◆ Objective ◆
Here are some records; quote them exactly, leaving out the pictures.

(Records with interface code)
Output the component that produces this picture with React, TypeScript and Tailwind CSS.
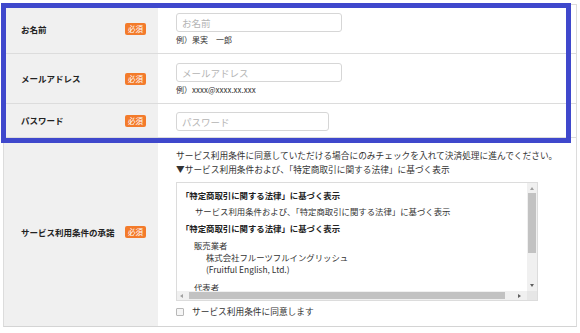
import React from 'react'

const font = "font-['Noto_Sans_CJK_JP','Noto_Sans',sans-serif]"

function Badge() {
  return (
    <span className="inline-flex items-center justify-center w-[21px] h-[12px] rounded-[2px] bg-[#f37b2b] text-white text-[7.5px] leading-none">
      必須
    </span>
  )
}

function Label({ text }: { text: string }) {
  return (
    <div className="w-[154px] shrink-0 bg-[#f0f0f0] flex items-center justify-between pl-[17px] pr-[12px]">
      <span className="text-[8.5px] font-bold text-[#222]">{text}</span>
      <Badge />
    </div>
  )
}

function Field({ placeholder, width }: { placeholder: string; width: string }) {
  return (
    <input
      readOnly
      placeholder={placeholder}
      className={`${width} h-[19px] border border-[#d6d6d6] rounded-[3px] px-[5px] text-[9.5px] placeholder:text-[#b4b4b4] outline-none bg-white`}
    />
  )
}

export default function App() {
  return (
    <div className={`relative w-[580px] h-[333px] bg-white pl-[3px] pt-[4px] text-[#333] ${font}`}>
      <div className="w-[574px] border border-[#dcdcdc] border-b-[#d4d4d4]">
        <div className="flex h-[49px] border-b border-[#dcdcdc]">
          <Label text="お名前" />
          <div className="flex flex-col pl-[18px] pt-[8px]">
            <Field placeholder="お名前" width="w-[166px]" />
            <span className="text-[8px] mt-[2px] leading-[12px]">例）果実　一郎</span>
          </div>
        </div>
        <div className="flex h-[50px] border-b border-[#dcdcdc]">
          <Label text="メールアドレス" />
          <div className="flex flex-col pl-[18px] pt-[9px]">
            <Field placeholder="メールアドレス" width="w-[166px]" />
            <span className="text-[8px] mt-[2px] leading-[12px]">例）xxxx@xxxx.xx.xxx</span>
          </div>
        </div>
        <div className="flex h-[34px] border-b border-[#dcdcdc]">
          <Label text="パスワード" />
          <div className="flex items-center pl-[18px] pt-[2px]">
            <Field placeholder="パスワード" width="w-[153px]" />
          </div>
        </div>
        <div className="flex h-[188px]">
          <Label text="サービス利用条件の承諾" />
          <div className="flex flex-col pl-[18px] pt-[11px] text-[8.7px] leading-[14px]">
            <p>サービス利用条件に同意していただける場合にのみチェックを入れて決済処理に進んでください。</p>
            <p>▼サービス利用条件および、「特定商取引に関する法律」に基づく表示</p>
            <div className="relative mt-[5px] w-[362px] h-[119px] border border-[#dcdcdc] overflow-hidden bg-white">
              <div className="pl-[4px] pt-[5px] text-[8.4px] leading-[12px]">
                <p className="font-bold text-[#222] leading-[14px]">「特定商取引に関する法律」に基づく表示</p>
                <p className="pl-[14px] mt-[3px]">サービス利用条件および、「特定商取引に関する法律」に基づく表示</p>
                <p className="font-bold text-[#222] leading-[14px] mt-[4px]">「特定商取引に関する法律」に基づく表示</p>
                <p className="pl-[13px] mt-[4px]">販売業者</p>
                <p className="pl-[25px]">株式会社フルーツフルイングリッシュ</p>
                <p className="pl-[25px]">(Fruitful English, Ltd.)</p>
                <p className="pl-[13px] mt-[6px]">代表者</p>
              </div>
              <div className="absolute right-0 top-0 w-[10px] h-[109px] bg-[#f0f0f0] flex flex-col items-center">
                <span className="mt-[4px] w-0 h-0 border-l-[2.5px] border-r-[2.5px] border-b-[3px] border-l-transparent border-r-transparent border-b-[#a0a0a0]" />
                <div className="mt-[3px] w-[8px] h-[60px] bg-[#c2c2c2]" />
                <span className="mt-auto mb-[5px] w-0 h-0 border-l-[2.5px] border-r-[2.5px] border-t-[3px] border-l-transparent border-r-transparent border-t-[#606060]" />
              </div>
              <div className="absolute left-0 bottom-0 w-[352px] h-[9px] bg-[#f0f0f0] flex items-center">
                <span className="ml-[3px] w-0 h-0 border-t-[2.5px] border-b-[2.5px] border-r-[3px] border-t-transparent border-b-transparent border-r-[#a0a0a0]" />
                <div className="ml-[6px] w-[316px] h-[7px] bg-[#c2c2c2]" />
                <span className="ml-auto mr-[8px] w-0 h-0 border-t-[2.5px] border-b-[2.5px] border-l-[3px] border-t-transparent border-b-transparent border-l-[#606060]" />
              </div>
              <div className="absolute right-0 bottom-0 w-[10px] h-[9px] bg-[#e6e6e6]" />
            </div>
            <label className="flex items-center mt-[4px]">
              <span className="w-[8px] h-[8px] border border-[#b8b8b8] rounded-[1px] bg-[#f6f6f6]" />
              <span className="ml-[8px]">サービス利用条件に同意します</span>
            </label>
          </div>
        </div>
      </div>
      <div className="absolute left-[1px] top-[3px] w-[570px] h-[140px] border-[5px] border-[#3f48cc] pointer-events-none" />
    </div>
  )
}
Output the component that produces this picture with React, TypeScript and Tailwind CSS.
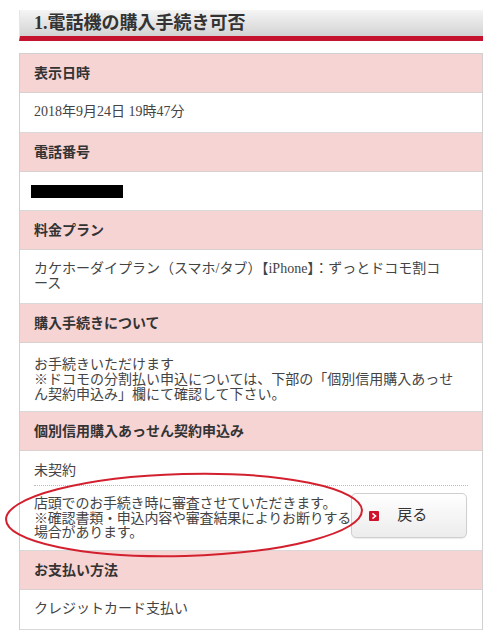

◆ Response to the task ◆
Output the component that produces this picture with React, TypeScript and Tailwind CSS.
import React from 'react'

const font = "font-['Noto_Sans_CJK_JP','Noto_Sans',sans-serif]"

function Badge() {
  return (
    <span className="inline-flex items-center justify-center w-[21px] h-[12px] rounded-[2px] bg-[#f37b2b] text-white text-[7.5px] leading-none">
      必須
    </span>
  )
}

function Label({ text }: { text: string }) {
  return (
    <div className="w-[154px] shrink-0 bg-[#f0f0f0] flex items-center justify-between pl-[17px] pr-[12px]">
      <span className="text-[8.5px] font-bold text-[#222]">{text}</span>
      <Badge />
    </div>
  )
}

function Field({ placeholder, width }: { placeholder: string; width: string }) {
  return (
    <input
      readOnly
      placeholder={placeholder}
      className={`${width} h-[19px] border border-[#d6d6d6] rounded-[3px] px-[5px] text-[9.5px] placeholder:text-[#b4b4b4] outline-none bg-white`}
    />
  )
}

export default function App() {
  return (
    <div className={`relative w-[580px] h-[333px] bg-white pl-[3px] pt-[4px] text-[#333] ${font}`}>
      <div className="w-[574px] border border-[#dcdcdc] border-b-[#d4d4d4]">
        <div className="flex h-[49px] border-b border-[#dcdcdc]">
          <Label text="お名前" />
          <div className="flex flex-col pl-[18px] pt-[8px]">
            <Field placeholder="お名前" width="w-[166px]" />
            <span className="text-[8px] mt-[2px] leading-[12px]">例）果実　一郎</span>
          </div>
        </div>
        <div className="flex h-[50px] border-b border-[#dcdcdc]">
          <Label text="メールアドレス" />
          <div className="flex flex-col pl-[18px] pt-[9px]">
            <Field placeholder="メールアドレス" width="w-[166px]" />
            <span className="text-[8px] mt-[2px] leading-[12px]">例）xxxx@xxxx.xx.xxx</span>
          </div>
        </div>
        <div className="flex h-[34px] border-b border-[#dcdcdc]">
          <Label text="パスワード" />
          <div className="flex items-center pl-[18px] pt-[2px]">
            <Field placeholder="パスワード" width="w-[153px]" />
          </div>
        </div>
        <div className="flex h-[188px]">
          <Label text="サービス利用条件の承諾" />
          <div className="flex flex-col pl-[18px] pt-[11px] text-[8.7px] leading-[14px]">
            <p>サービス利用条件に同意していただける場合にのみチェックを入れて決済処理に進んでください。</p>
            <p>▼サービス利用条件および、「特定商取引に関する法律」に基づく表示</p>
            <div className="relative mt-[5px] w-[362px] h-[119px] border border-[#dcdcdc] overflow-hidden bg-white">
              <div className="pl-[4px] pt-[5px] text-[8.4px] leading-[12px]">
                <p className="font-bold text-[#222] leading-[14px]">「特定商取引に関する法律」に基づく表示</p>
                <p className="pl-[14px] mt-[3px]">サービス利用条件および、「特定商取引に関する法律」に基づく表示</p>
                <p className="font-bold text-[#222] leading-[14px] mt-[4px]">「特定商取引に関する法律」に基づく表示</p>
                <p className="pl-[13px] mt-[4px]">販売業者</p>
                <p className="pl-[25px]">株式会社フルーツフルイングリッシュ</p>
                <p className="pl-[25px]">(Fruitful English, Ltd.)</p>
                <p className="pl-[13px] mt-[6px]">代表者</p>
              </div>
              <div className="absolute right-0 top-0 w-[10px] h-[109px] bg-[#f0f0f0] flex flex-col items-center">
                <span className="mt-[4px] w-0 h-0 border-l-[2.5px] border-r-[2.5px] border-b-[3px] border-l-transparent border-r-transparent border-b-[#a0a0a0]" />
                <div className="mt-[3px] w-[8px] h-[60px] bg-[#c2c2c2]" />
                <span className="mt-auto mb-[5px] w-0 h-0 border-l-[2.5px] border-r-[2.5px] border-t-[3px] border-l-transparent border-r-transparent border-t-[#606060]" />
              </div>
              <div className="absolute left-0 bottom-0 w-[352px] h-[9px] bg-[#f0f0f0] flex items-center">
                <span className="ml-[3px] w-0 h-0 border-t-[2.5px] border-b-[2.5px] border-r-[3px] border-t-transparent border-b-transparent border-r-[#a0a0a0]" />
                <div className="ml-[6px] w-[316px] h-[7px] bg-[#c2c2c2]" />
                <span className="ml-auto mr-[8px] w-0 h-0 border-t-[2.5px] border-b-[2.5px] border-l-[3px] border-t-transparent border-b-transparent border-l-[#606060]" />
              </div>
              <div className="absolute right-0 bottom-0 w-[10px] h-[9px] bg-[#e6e6e6]" />
            </div>
            <label className="flex items-center mt-[4px]">
              <span className="w-[8px] h-[8px] border border-[#b8b8b8] rounded-[1px] bg-[#f6f6f6]" />
              <span className="ml-[8px]">サービス利用条件に同意します</span>
            </label>
          </div>
        </div>
      </div>
      <div className="absolute left-[1px] top-[3px] w-[570px] h-[140px] border-[5px] border-[#3f48cc] pointer-events-none" />
    </div>
  )
}
Output the component that produces this picture with React, TypeScript and Tailwind CSS.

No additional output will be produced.